Material shown
[start]

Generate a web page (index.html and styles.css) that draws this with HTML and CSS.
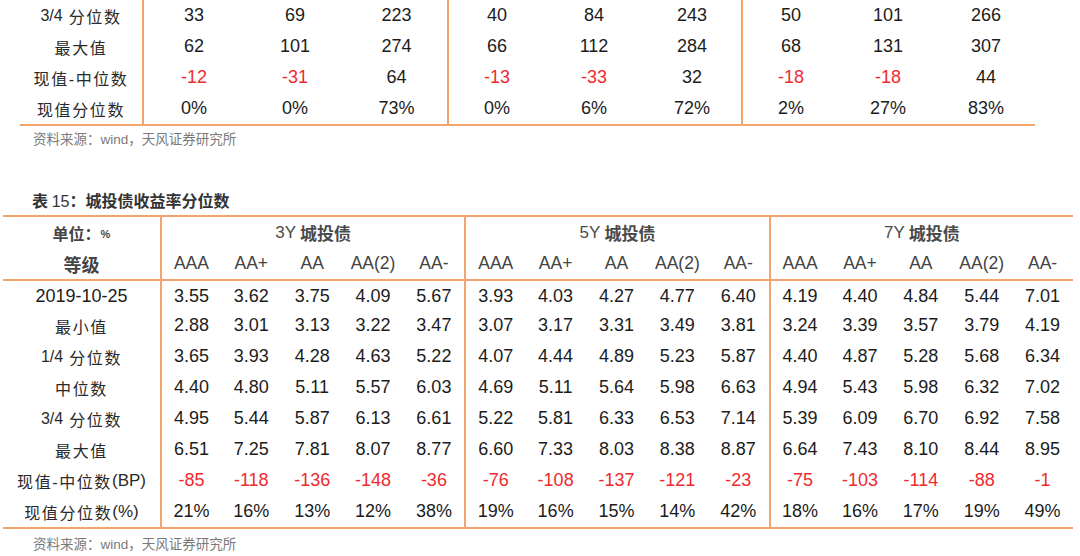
FILE: index.html
```html
<!DOCTYPE html>
<html lang="zh-CN">
<head>
<meta charset="utf-8">
<link rel="stylesheet" href="styles.css">
</head>
<body>
<div class="page">
  <div class="t1">
    <div class="lab"><span class="lat">3/4</span>&nbsp;分位数</div>
    <div class="g">33</div><div>69</div><div>223</div>
    <div class="g">40</div><div>84</div><div>243</div>
    <div class="g">50</div><div>101</div><div>266</div>

    <div class="lab">最大值</div>
    <div class="g">62</div><div>101</div><div>274</div>
    <div class="g">66</div><div>112</div><div>284</div>
    <div class="g">68</div><div>131</div><div>307</div>

    <div class="lab">现值-中位数</div>
    <div class="g neg">-12</div><div class="neg">-31</div><div>64</div>
    <div class="g neg">-13</div><div class="neg">-33</div><div>32</div>
    <div class="g neg">-18</div><div class="neg">-18</div><div>44</div>

    <div class="lab">现值分位数</div>
    <div class="g">0%</div><div>0%</div><div>73%</div>
    <div class="g">0%</div><div>6%</div><div>72%</div>
    <div class="g">2%</div><div>27%</div><div>83%</div>
  </div>
  <p class="src src1">资料来源：wind，天风证券研究所</p>

  <h2 class="title">表 <span class="num">15</span>：城投债收益率分位数</h2>

  <div class="t2">
    <div class="hlab">单位：<span class="pct">%</span></div>
    <div class="g grp span5"><span class="yr">3Y</span> 城投债</div>
    <div class="g grp span5"><span class="yr">5Y</span> 城投债</div>
    <div class="g grp span5"><span class="yr">7Y</span> 城投债</div>

    <div class="hlab big">等级</div>
    <div class="g rt">AAA</div><div class="rt">AA+</div><div class="rt">AA</div><div class="rt">AA(2)</div><div class="rt">AA-</div>
    <div class="g rt">AAA</div><div class="rt">AA+</div><div class="rt">AA</div><div class="rt">AA(2)</div><div class="rt">AA-</div>
    <div class="g rt">AAA</div><div class="rt">AA+</div><div class="rt">AA</div><div class="rt">AA(2)</div><div class="rt">AA-</div>

    <div class="top date">2019-10-25</div>
    <div class="g top">3.55</div><div class="top">3.62</div><div class="top">3.75</div><div class="top">4.09</div><div class="top">5.67</div>
    <div class="g top">3.93</div><div class="top">4.03</div><div class="top">4.27</div><div class="top">4.77</div><div class="top">6.40</div>
    <div class="g top">4.19</div><div class="top">4.40</div><div class="top">4.84</div><div class="top">5.44</div><div class="top">7.01</div>

    <div class="lab">最小值</div>
    <div class="g">2.88</div><div>3.01</div><div>3.13</div><div>3.22</div><div>3.47</div>
    <div class="g">3.07</div><div>3.17</div><div>3.31</div><div>3.49</div><div>3.81</div>
    <div class="g">3.24</div><div>3.39</div><div>3.57</div><div>3.79</div><div>4.19</div>

    <div class="lab"><span class="lat">1/4</span>&nbsp;分位数</div>
    <div class="g">3.65</div><div>3.93</div><div>4.28</div><div>4.63</div><div>5.22</div>
    <div class="g">4.07</div><div>4.44</div><div>4.89</div><div>5.23</div><div>5.87</div>
    <div class="g">4.40</div><div>4.87</div><div>5.28</div><div>5.68</div><div>6.34</div>

    <div class="lab">中位数</div>
    <div class="g">4.40</div><div>4.80</div><div>5.11</div><div>5.57</div><div>6.03</div>
    <div class="g">4.69</div><div>5.11</div><div>5.64</div><div>5.98</div><div>6.63</div>
    <div class="g">4.94</div><div>5.43</div><div>5.98</div><div>6.32</div><div>7.02</div>

    <div class="lab"><span class="lat">3/4</span>&nbsp;分位数</div>
    <div class="g">4.95</div><div>5.44</div><div>5.87</div><div>6.13</div><div>6.61</div>
    <div class="g">5.22</div><div>5.81</div><div>6.33</div><div>6.53</div><div>7.14</div>
    <div class="g">5.39</div><div>6.09</div><div>6.70</div><div>6.92</div><div>7.58</div>

    <div class="lab">最大值</div>
    <div class="g">6.51</div><div>7.25</div><div>7.81</div><div>8.07</div><div>8.77</div>
    <div class="g">6.60</div><div>7.33</div><div>8.03</div><div>8.38</div><div>8.87</div>
    <div class="g">6.64</div><div>7.43</div><div>8.10</div><div>8.44</div><div>8.95</div>

    <div class="lab">现值-中位数<span class="lat big">(BP)</span></div>
    <div class="g neg">-85</div><div class="neg">-118</div><div class="neg">-136</div><div class="neg">-148</div><div class="neg">-36</div>
    <div class="g neg">-76</div><div class="neg">-108</div><div class="neg">-137</div><div class="neg">-121</div><div class="neg">-23</div>
    <div class="g neg">-75</div><div class="neg">-103</div><div class="neg">-114</div><div class="neg">-88</div><div class="neg">-1</div>

    <div class="lab">现值分位数<span class="lat big">(%)</span></div>
    <div class="g">21%</div><div>16%</div><div>13%</div><div>12%</div><div>38%</div>
    <div class="g">19%</div><div>16%</div><div>15%</div><div>14%</div><div>42%</div>
    <div class="g">18%</div><div>16%</div><div>17%</div><div>19%</div><div>49%</div>
  </div>
  <p class="src src2">资料来源：wind，天风证券研究所</p>
</div>
</body>
</html>
```
FILE: styles.css
```css
html, body {
  margin: 0;
  padding: 0;
  background: #ffffff;
}

body {
  font-family: "Liberation Sans", "Noto Sans CJK SC", sans-serif;
  color: #1c1c1c;
  width: 1080px;
  height: 556px;
  overflow: hidden;
}

.page {
  display: flex;
  flex-direction: column;
}

.t1 {
  margin-left: 20px;
  width: 1015px;
  display: grid;
  grid-template-columns: 122px 102px 102px 101px repeat(6, 98px);
  grid-auto-rows: 31px;
  border-bottom: 2px solid #f2a46c;
}

.t1 > div,
.t2 > div {
  display: flex;
  align-items: center;
  justify-content: center;
  font-size: 18px;
  white-space: nowrap;
}

.t1 > div.g,
.t2 > div.g {
  border-left: 2px solid #f2a46c;
}

.t1 > div.lab,
.t2 > div.lab {
  font-family: "Liberation Sans", "Noto Sans CJK SC", sans-serif;
  font-size: 16px;
  letter-spacing: 1.6px;
  color: #2a2a2a;
}

.lab .lat {
  letter-spacing: 0;
}

.lab .lat.big {
  font-size: 17px;
}

.t2 > div.date {
  font-size: 18px;
  color: #1c1c1c;
}

.neg {
  color: #ee2a2e;
}

.src {
  margin: 0;
  font-family: "Liberation Sans", "Noto Sans CJK SC", sans-serif;
  font-size: 13.5px;
  line-height: 20px;
  color: #7a7a7a;
  padding-left: 33px;
}

.src1 {
  margin-top: 4px;
}

.title {
  margin: 40px 0 0 0;
  padding-left: 32px;
  font-family: "Noto Sans CJK SC", "Liberation Sans", sans-serif;
  font-size: 16px;
  font-weight: 700;
  line-height: 20px;
  color: #333333;
}

.title .num {
  font-family: "Liberation Sans", sans-serif;
  font-weight: 400;
}

.t2 {
  margin-top: 3px;
  margin-left: 3px;
  width: 1070px;
  display: grid;
  grid-template-columns: 157px repeat(15, 1fr);
  grid-auto-rows: 31px;
  border-top: 2px solid #f2a46c;
  border-bottom: 2px solid #f2a46c;
}

.t2 > div.top {
  border-top: 2px solid #f2a46c;
  padding-top: 1px;
}

.span5 {
  grid-column: span 5;
}

.t2 > div.hlab {
  font-family: "Noto Sans CJK SC", "Liberation Sans", sans-serif;
  font-weight: 700;
  font-size: 16px;
  color: #444444;
}

.hlab .pct {
  font-family: "Liberation Sans", sans-serif;
  font-size: 11px;
  margin-top: 3px;
}

.t2 > div.hlab.big {
  font-size: 18px;
}

.t2 > div.grp {
  font-family: "Noto Sans CJK SC", "Liberation Sans", sans-serif;
  font-weight: 700;
  font-size: 17px;
  color: #4a4a4a;
}

.grp .yr {
  font-family: "Liberation Sans", sans-serif;
  font-weight: 400;
  margin-right: 4px;
}

.t2 > div.rt {
  font-size: 17.5px;
  color: #444444;
}

.src2 {
  margin-top: 6px;
}
```
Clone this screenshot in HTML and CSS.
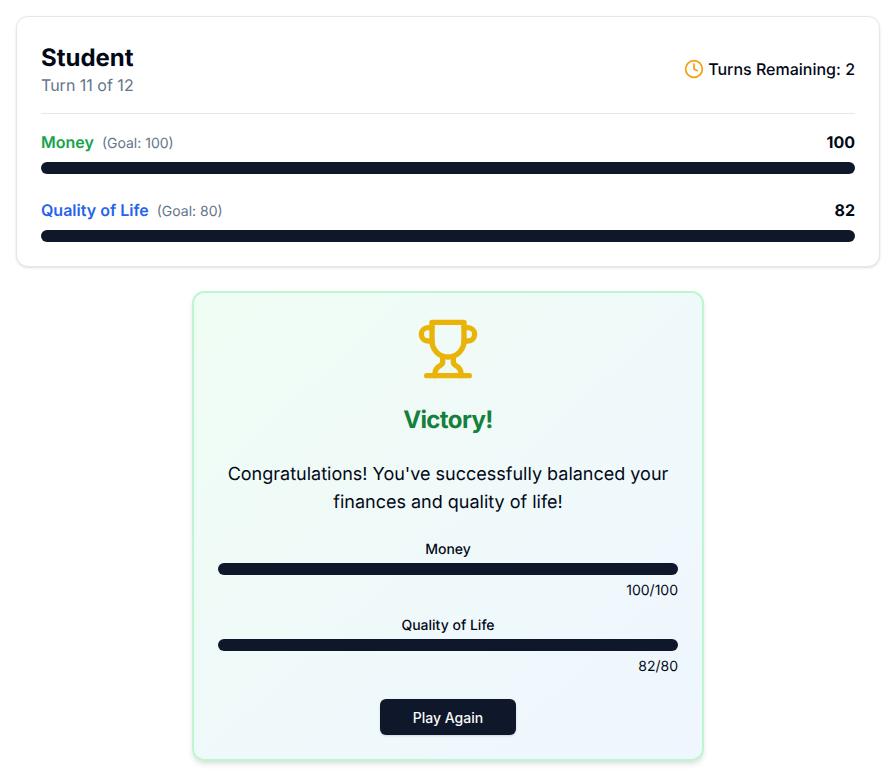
FILE: index.html
```html
<!DOCTYPE html>
<html lang="en">
<head>
    <meta charset="UTF-8">
    <meta name="viewport" content="width=device-width, initial-scale=1.0">
    <title>Student - Victory</title>
    <link rel="stylesheet" href="styles.css">
</head>
<body>
    <div class="status-card">
        <div class="status-header">
            <div>
                <h2 class="role-title">Student</h2>
                <p class="turn-text">Turn 11 of 12</p>
            </div>
            <div class="turns-left">
                <svg class="clock-icon" viewBox="0 0 24 24" fill="none" stroke="currentColor" stroke-width="2" stroke-linecap="round" stroke-linejoin="round">
                    <circle cx="12" cy="12" r="10"></circle>
                    <polyline points="12 6 12 12 16 14"></polyline>
                </svg>
                <span>Turns Remaining: 2</span>
            </div>
        </div>
        <div class="stat">
            <div class="stat-row">
                <div class="stat-title">
                    <span class="stat-name money">Money</span>
                    <span class="stat-goal">(Goal: 100)</span>
                </div>
                <span class="stat-value">100</span>
            </div>
            <div class="bar"></div>
        </div>
        <div class="stat">
            <div class="stat-row">
                <div class="stat-title">
                    <span class="stat-name life">Quality of Life</span>
                    <span class="stat-goal">(Goal: 80)</span>
                </div>
                <span class="stat-value">82</span>
            </div>
            <div class="bar"></div>
        </div>
    </div>

    <div class="result-card">
        <svg class="trophy-icon" viewBox="0 0 24 24" fill="none" stroke="currentColor" stroke-width="2" stroke-linecap="round" stroke-linejoin="round">
            <path d="M6 9H4.5a2.5 2.5 0 0 1 0-5H6"></path>
            <path d="M18 9h1.5a2.5 2.5 0 0 0 0-5H18"></path>
            <path d="M4 22h16"></path>
            <path d="M10 14.66V17c0 .55-.47.98-.97 1.21C7.85 18.75 7 20.24 7 22"></path>
            <path d="M14 14.66V17c0 .55.47.98.97 1.21C16.15 18.75 17 20.24 17 22"></path>
            <path d="M18 2H6v7a6 6 0 0 0 12 0V2Z"></path>
        </svg>
        <h2 class="result-title">Victory!</h2>
        <p class="result-text">Congratulations! You've successfully balanced your finances and quality of life!</p>
        <div class="result-stats">
            <div class="result-stat">
                <div class="result-label">Money</div>
                <div class="bar"></div>
                <div class="result-score">100/100</div>
            </div>
            <div class="result-stat">
                <div class="result-label">Quality of Life</div>
                <div class="bar"></div>
                <div class="result-score">82/80</div>
            </div>
        </div>
        <button class="play-button">Play Again</button>
    </div>
</body>
</html>
```

FILE: styles.css
```css
* {
    box-sizing: border-box;
}
body {
    margin: 0;
    padding: 16px;
    background-color: #ffffff;
    color: #020817;
    font-family: "Inter", "Liberation Sans", sans-serif;
    font-optical-sizing: none;
    text-rendering: geometricPrecision;
}
h2, p {
    margin: 0;
}
.status-card {
    padding: 24px;
    background-color: #ffffff;
    border: 1px solid #e2e8f0;
    border-radius: 12px;
    box-shadow: 0 1px 3px rgba(0, 0, 0, 0.1), 0 1px 2px -1px rgba(0, 0, 0, 0.1);
}
.status-header {
    display: flex;
    justify-content: space-between;
    align-items: center;
    padding-bottom: 16px;
    margin-bottom: 16px;
    border-bottom: 1px solid #e2e8f0;
}
.role-title {
    padding-top: 1px;
    margin-bottom: -1px;
    font-size: 24px;
    line-height: 32px;
    font-weight: 700;
}
.turn-text {
    font-size: 16px;
    line-height: 24px;
    color: #64748b;
}
.turns-left {
    display: flex;
    align-items: center;
    gap: 4px;
    font-size: 16px;
    line-height: 24px;
    font-weight: 500;
}
.clock-icon {
    width: 20px;
    height: 20px;
    color: #f59e0b;
}
.stat {
    margin-bottom: 24px;
}
.stat:last-child {
    margin-bottom: 0;
}
.stat-row {
    display: flex;
    justify-content: space-between;
    align-items: center;
    height: 24px;
    margin-bottom: 8px;
}
.stat-title {
    display: flex;
    align-items: baseline;
    gap: 8px;
}
.stat-name {
    font-size: 16px;
    font-weight: 600;
}
.money {
    color: #16a34a;
}
.life {
    color: #2563eb;
}
.stat-goal {
    font-size: 14px;
    color: #64748b;
}
.stat-value {
    font-size: 16px;
    font-weight: 700;
}
.bar {
    height: 12px;
    background-color: #0f172a;
    border-radius: 9999px;
}
.result-card {
    display: flex;
    flex-direction: column;
    align-items: center;
    width: 512px;
    margin: 24px auto 0;
    padding: 24px;
    background: linear-gradient(to bottom right, #f0fdf4, #eff6ff);
    border: 2px solid #bbf7d0;
    border-radius: 12px;
    box-shadow: 0 4px 6px -1px rgba(0, 0, 0, 0.1), 0 2px 4px -2px rgba(0, 0, 0, 0.1);
}
.trophy-icon {
    width: 64px;
    height: 64px;
    color: #eab308;
}
.result-title {
    margin-top: 23px;
    font-size: 24px;
    line-height: 32px;
    font-weight: 700;
    letter-spacing: -0.025em;
    color: #15803d;
}
.result-text {
    margin-top: 25px;
    font-size: 18px;
    line-height: 28px;
    text-align: center;
}
.result-stats {
    width: 100%;
    margin-top: 23px;
}
.result-stat {
    margin-bottom: 15px;
}
.result-stat:last-child {
    margin-bottom: 0;
}
.result-label {
    margin-bottom: 3px;
    font-size: 14px;
    line-height: 20px;
    font-weight: 500;
    text-align: center;
}
.result-score {
    margin-top: 6px;
    font-size: 14px;
    line-height: 20px;
    text-align: right;
}
.play-button {
    width: 136px;
    height: 36px;
    margin-top: 22px;
    background-color: #0f172a;
    color: #f8fafc;
    border: none;
    border-radius: 6px;
    font-family: inherit;
    font-size: 14px;
    font-weight: 500;
    box-shadow: 0 1px 3px rgba(0, 0, 0, 0.1), 0 1px 2px -1px rgba(0, 0, 0, 0.1);
    cursor: pointer;
}
```
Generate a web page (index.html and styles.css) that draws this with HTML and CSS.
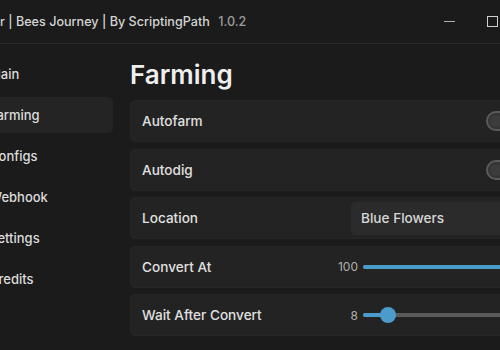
FILE: index.html
```html
<!DOCTYPE html>
<html>
<head>
    <title>Bees Journey</title>
    <link rel="stylesheet" href="styles.css">
</head>
<body>
    <div class="window">
        <div class="titlebar">
            <div class="title">r | Bees Journey | By ScriptingPath <span class="version">1.0.2</span></div>
            <div class="controls">
                <span class="btn-min"></span>
                <span class="btn-max"></span>
            </div>
        </div>
        <div class="main">
            <div class="sidebar">
                <div class="tab">Main</div>
                <div class="tab active">Farming</div>
                <div class="tab">Configs</div>
                <div class="tab">Webhook</div>
                <div class="tab">Settings</div>
                <div class="tab">Credits</div>
            </div>
            <div class="content">
                <h1>Farming</h1>

                <div class="row">
                    <span class="label">Autofarm</span>
                    <div class="toggle"><span class="knob"></span></div>
                </div>
                <div class="row">
                    <span class="label">Autodig</span>
                    <div class="toggle"><span class="knob"></span></div>
                </div>
                <div class="row">
                    <span class="label">Location</span>
                    <div class="dropdown">Blue Flowers</div>
                </div>
                <div class="row">
                    <span class="label">Convert At</span>
                    <div class="slider">
                        <span class="value">100</span>
                        <div class="track"><div class="fill" style="width: 100%"></div></div>
                    </div>
                </div>
                <div class="row">
                    <span class="label">Wait After Convert</span>
                    <div class="slider">
                        <span class="value">8</span>
                        <div class="track"><div class="fill" style="width: 25px"><span class="thumb"></span></div></div>
                    </div>
                </div>
            </div>
        </div>
    </div>
</body>
</html>
```

FILE: styles.css
```css
body { margin: 0; background: #1b1b1b; font-family: Inter, "Noto Sans", sans-serif; color: #e2e2e2; overflow: hidden; }
.window { width: 560px; margin-left: -12px; height: 350px; background: #1b1b1b; }

.titlebar { height: 43px; border-bottom: 1px solid #2c2c2c; display: flex; align-items: center; justify-content: space-between; padding-left: 12px; }
.title { font-size: 12.6px; font-weight: 500; color: #d4d4d4; }
.version { color: #9c9c9c; margin-left: 5px; }
.controls { display: flex; align-items: center; width: 104px; }
.btn-min { width: 11px; height: 1px; background: #b0b0b0; }
.btn-max { width: 9px; height: 9px; border: 1px solid #cfcfcf; margin-left: 32px; }

.main { display: flex; }
.sidebar { width: 132px; padding: 12px 7px 0 0; box-sizing: border-box; display: flex; flex-direction: column; gap: 5px; }
.tab { height: 36px; line-height: 36px; padding-left: 1px; font-size: 13px; font-weight: 500; color: #dcdcdc; border-radius: 5px; }
.tab.active { background: #242424; }

.content { padding: 0 0 0 10px; width: 410px; }
h1 { margin: 12px 0 -12px; height: 50px; line-height: 38px; font-size: 26px; font-weight: 600; color: #efefef; }
.row { height: 42px; margin-top: 6.5px; background: #232323; border-radius: 5px; border: 1px solid #262626; box-sizing: border-box; display: flex; align-items: center; padding: 0 12px 0 11px; }
.row:first-of-type { margin-top: 6px; }
.label { flex: 1; font-size: 13.6px; font-weight: 500; color: #e0e0e0; }

.toggle { width: 44px; height: 20px; border: 2px solid #5a5a5a; border-radius: 12px; background: #343434; box-sizing: border-box; position: relative; margin-right: -3px; }
.knob { position: absolute; left: 2px; top: 2px; width: 12px; height: 12px; border-radius: 50%; background: #3c3c3c; }

.dropdown { width: 188px; height: 33px; margin-right: -12px; background: #2b2b2b; border-radius: 5px; font-size: 13.6px; font-weight: 500; color: #d8d8d8; line-height: 33px; padding-left: 10px; box-sizing: border-box; }

.slider { display: flex; align-items: center; width: 193px; }
.value { width: 24px; text-align: right; font-size: 12px; color: #b0b0b0; margin-right: 5px; }
.track { flex: 1; height: 4px; background: #5a5a5a; border-radius: 2px; }
.fill { height: 4px; background: #4b9bcb; border-radius: 2px; position: relative; }
.thumb { position: absolute; right: -8px; top: -6px; width: 16px; height: 16px; border-radius: 50%; background: #4b9bcb; }
```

[end]

Goal of the exercise
The required answer is a single number: the count of lines in the entries that hold the string "page".

Output of the task
4